Il nervosismo degli Usa è giustificato. Perché questa volta Evo Morales, divenuto nel frattempo un leader nazionale e una delle star del movimento no-global internazionale, può farcela. E nel caso, anche se e proprio perché verrebbe dopo Chávez in Venezuela, Lula in Brasile, Kirchner in Argentina ,Vázquez in Uruguay e (vogliamo crederci?) Michelle Bachelet in Cile, sarebbe una première assoluta. Sia qui in Bolivia – il primo indio, «senza titoli di studio» ma non fasullo, in 180 anni d’indipendenza – sia in America latina – un altro anello, e molto simbolico, di una catena che si allunga. In Bolivia e forse anche fuori, stando ai sondaggi e agli umori, sembrano tutti convinti o rassegnati a un Evo presidente, non oggi perché il 50% dei voti appare lontano, ma in gennaio quando il parlamento «dovrà» nominarlo.

L’incognita del dopo-elezioni

Quello che accadrà dopo è un’incognita.
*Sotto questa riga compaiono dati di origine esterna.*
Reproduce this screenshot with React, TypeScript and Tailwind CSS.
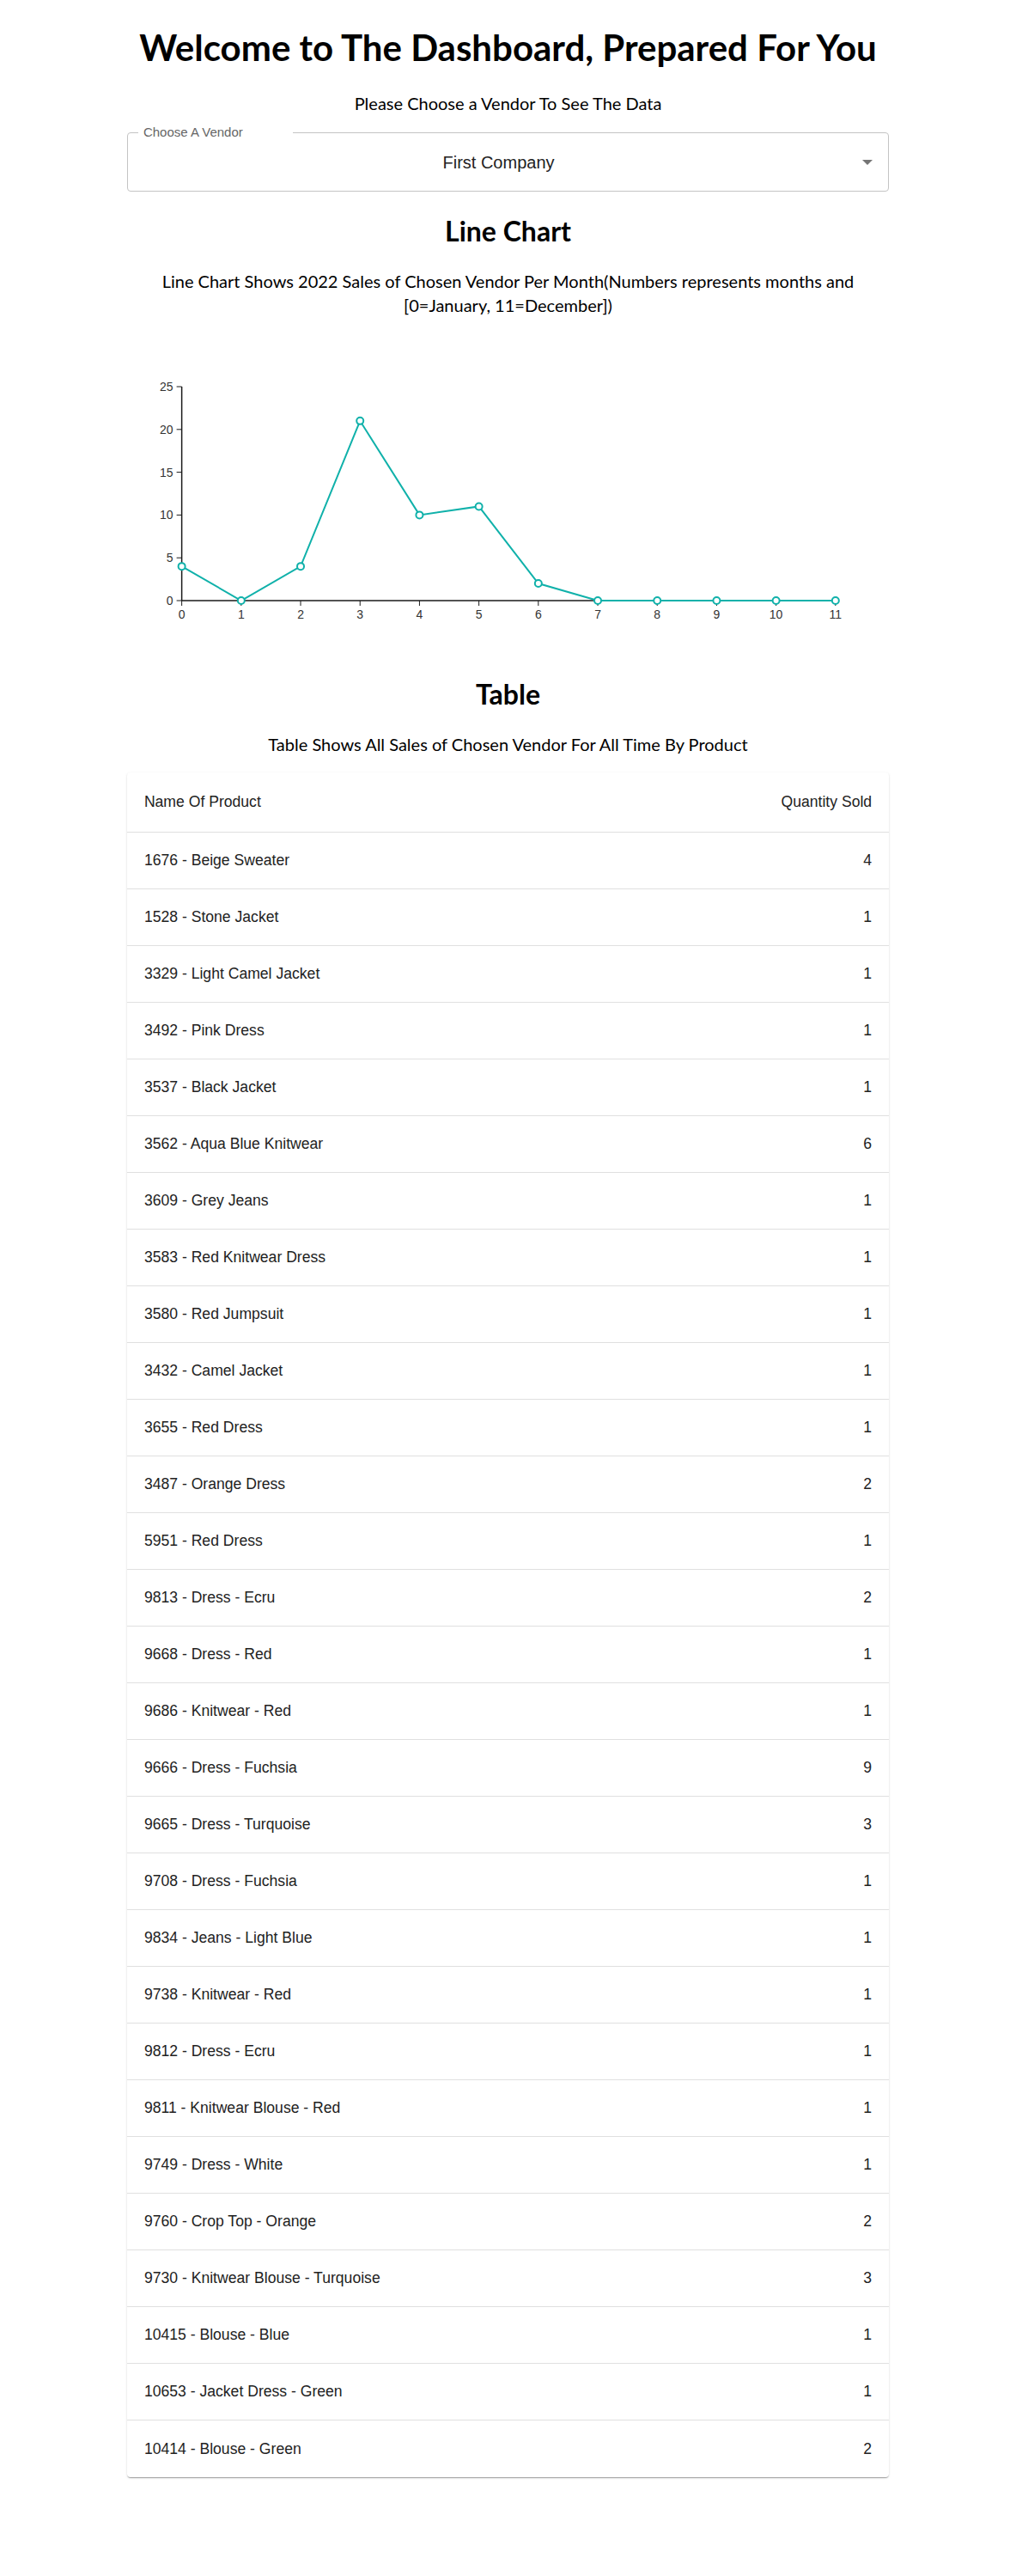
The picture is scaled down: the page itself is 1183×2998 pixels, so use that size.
import React from "react";

const sales = [4, 0, 4, 21, 10, 11, 2, 0, 0, 0, 0, 0];

const rows: [string, number][] = [
  ["1676 - Beige Sweater", 4],
  ["1528 - Stone Jacket", 1],
  ["3329 - Light Camel Jacket", 1],
  ["3492 - Pink Dress", 1],
  ["3537 - Black Jacket", 1],
  ["3562 - Aqua Blue Knitwear", 6],
  ["3609 - Grey Jeans", 1],
  ["3583 - Red Knitwear Dress", 1],
  ["3580 - Red Jumpsuit", 1],
  ["3432 - Camel Jacket", 1],
  ["3655 - Red Dress", 1],
  ["3487 - Orange Dress", 2],
  ["5951 - Red Dress", 1],
  ["9813 - Dress - Ecru", 2],
  ["9668 - Dress - Red", 1],
  ["9686 - Knitwear - Red", 1],
  ["9666 - Dress - Fuchsia", 9],
  ["9665 - Dress - Turquoise", 3],
  ["9708 - Dress - Fuchsia", 1],
  ["9834 - Jeans - Light Blue", 1],
  ["9738 - Knitwear - Red", 1],
  ["9812 - Dress - Ecru", 1],
  ["9811 - Knitwear Blouse - Red", 1],
  ["9749 - Dress - White", 1],
  ["9760 - Crop Top - Orange", 2],
  ["9730 - Knitwear Blouse - Turquoise", 3],
  ["10415 - Blouse - Blue", 1],
  ["10653 - Jacket Dress - Green", 1],
  ["10414 - Blouse - Green", 2],
];

// chart geometry, in svg units
const X0 = 63;
const STEP = 69.2;
const Y0 = 330;
const UNIT = 9.96;

const SalesChart = () => {
  const pts = sales.map((v, i) => [X0 + i * STEP, Y0 - v * UNIT]);
  const line = pts.map((p, i) => `${i ? "L" : "M"}${p[0]},${p[1]}`).join(" ");
  return (
    <svg viewBox="0 0 886 390" className="block w-full h-[390px]">
      {/* y axis */}
      <line x1={X0} y1={81} x2={X0} y2={Y0} stroke="#1a1a1a" strokeWidth={1.5} />
      {[0, 5, 10, 15, 20, 25].map((t) => (
        <g key={t}>
          <line x1={X0 - 6} y1={Y0 - t * UNIT} x2={X0} y2={Y0 - t * UNIT} stroke="#1a1a1a" />
          <text
            x={X0 - 10}
            y={Y0 - t * UNIT + 5}
            textAnchor="end"
            fontSize={14}
            fill="#333"
            fontFamily="'Liberation Sans', Arial, sans-serif"
          >
            {t}
          </text>
        </g>
      ))}
      {/* x axis */}
      <line x1={X0} y1={Y0} x2={X0 + 11 * STEP} y2={Y0} stroke="#1a1a1a" strokeWidth={1.5} />
      {sales.map((_, i) => (
        <g key={i}>
          <line x1={X0 + i * STEP} y1={Y0} x2={X0 + i * STEP} y2={Y0 + 6} stroke="#1a1a1a" />
          <text
            x={X0 + i * STEP}
            y={Y0 + 21}
            textAnchor="middle"
            fontSize={14}
            fill="#333"
            fontFamily="'Liberation Sans', Arial, sans-serif"
          >
            {i}
          </text>
        </g>
      ))}
      <path d={line} fill="none" stroke="#10b1aa" strokeWidth={2} />
      {pts.map((p, i) => (
        <circle key={i} cx={p[0]} cy={p[1]} r={4} fill="#fff" stroke="#10b1aa" strokeWidth={2} />
      ))}
    </svg>
  );
};

const App = () => {
  return (
    <div className="min-h-[2998px] bg-white pb-[115px] text-black font-['Lato','Open_Sans',sans-serif]">
      <h1 className="pt-[30px] h-[80px] text-center text-[42px] leading-[50px] font-bold">
        Welcome to The Dashboard, Prepared For You
      </h1>

      <div className="w-[75%] mx-auto">
        <p className="mt-[26px] text-center text-[20px] leading-[28px]">Please Choose a Vendor To See The Data</p>

        {/* vendor select */}
        <div className="relative mt-[20px] h-[69px] rounded-[4px] border border-[#c4c4c4] font-['Liberation_Sans',Arial,sans-serif]">
          <span className="absolute left-[12px] top-[-10px] w-[180px] bg-white pl-[6px] text-[15px] leading-[18px] text-[#666]">
            Choose A Vendor
          </span>
          <div className="flex h-full items-center justify-center pr-[22px] text-[20px] text-[#222]">First Company</div>
          <svg viewBox="0 0 12 6" className="absolute right-[18px] top-[31px] w-[12px] h-[6px]">
            <path d="M0 0 L12 0 L6 6 Z" fill="#757575" />
          </svg>
        </div>

        <h2 className="mt-[26px] text-center text-[32px] leading-[40px] font-bold">Line Chart</h2>
        <p className="mt-[24px] text-center text-[20px] leading-[28px]">
          Line Chart Shows 2022 Sales of Chosen Vendor Per Month(Numbers represents months and [0=January, 11=December])
        </p>

        <SalesChart />

        <h2 className="mt-[29px] text-center text-[32px] leading-[40px] font-bold">Table</h2>
        <p className="mt-[24px] text-center text-[20px] leading-[28px]">
          Table Shows All Sales of Chosen Vendor For All Time By Product
        </p>

        {/* sales table */}
        <div className="mt-[19px] rounded-[4px] bg-white font-['Liberation_Sans',Arial,sans-serif] text-[17.6px] text-[#222] shadow-[0_2px_1px_-1px_rgba(0,0,0,0.2),0_1px_1px_0_rgba(0,0,0,0.14),0_1px_3px_0_rgba(0,0,0,0.12)]">
          <div className="flex h-[70px] items-center justify-between border-b border-[#e0e0e0] px-5">
            <span>Name Of Product</span>
            <span>Quantity Sold</span>
          </div>
          {rows.map(([name, qty], i) => (
            <div
              key={name + i}
              className={`flex h-[66px] items-center justify-between px-5 ${i < rows.length - 1 ? "border-b border-[#e0e0e0]" : ""}`}
            >
              <span>{name}</span>
              <span>{qty}</span>
            </div>
          ))}
        </div>
      </div>
    </div>
  );
};

export default App;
E’ probabile che la Bolivia esca ancor più spaccata, etnicamente e politicamente, dalle elezioni generali di oggi e che l’ingovernabilità – 5 presidenti in 5 anni – continui, perché il Movimiento al Socialismo di Morales e il Podemos di Quiroga si spartiranno il grosso dei 130 deputati del nuovo parlamento e la gran parte dei «prefetti» (i governatori dei 9 dipartimenti) dovrebbero essere con Tuto. Per questo sono in molti a chiedere anche qui una grande coalizione, a cominciare da Roberto Mustafá, il presidente della Confindustria locale, e forse anche dai militari, che in un paese in cui i golpe sono di più dei 180 anni d’indipendenza, sembrano ora i garanti della legalità istituzionale e dell’unità del paese. Un’ipotesi al momento irrealistica, visto l’abisso politico e anche etnico che divide i due candidati.

Salvo sorprese dal voto di oggi e in attesa dell’assemblea costituente che dovrà «rifondare» la Bolivia, i collas – gli andini scuri di pelle di etnia quechua e aymara – dei dipartimenti di La Paz, Cochabamba e Oruro riverseranno in massa il loro voto su Evo mentre gli altri 6 dipartimenti, ma soprattutto i cambas di Santa Cruz e Tarija – i bianchi di origine europea o araba che esigono l’autonomia e minacciano la secessione – voteranno per Tuto. Quel che accadrà domani si vedrà. Oggi sarebbe di straordinaria importanza la vittoria di Evo Morales.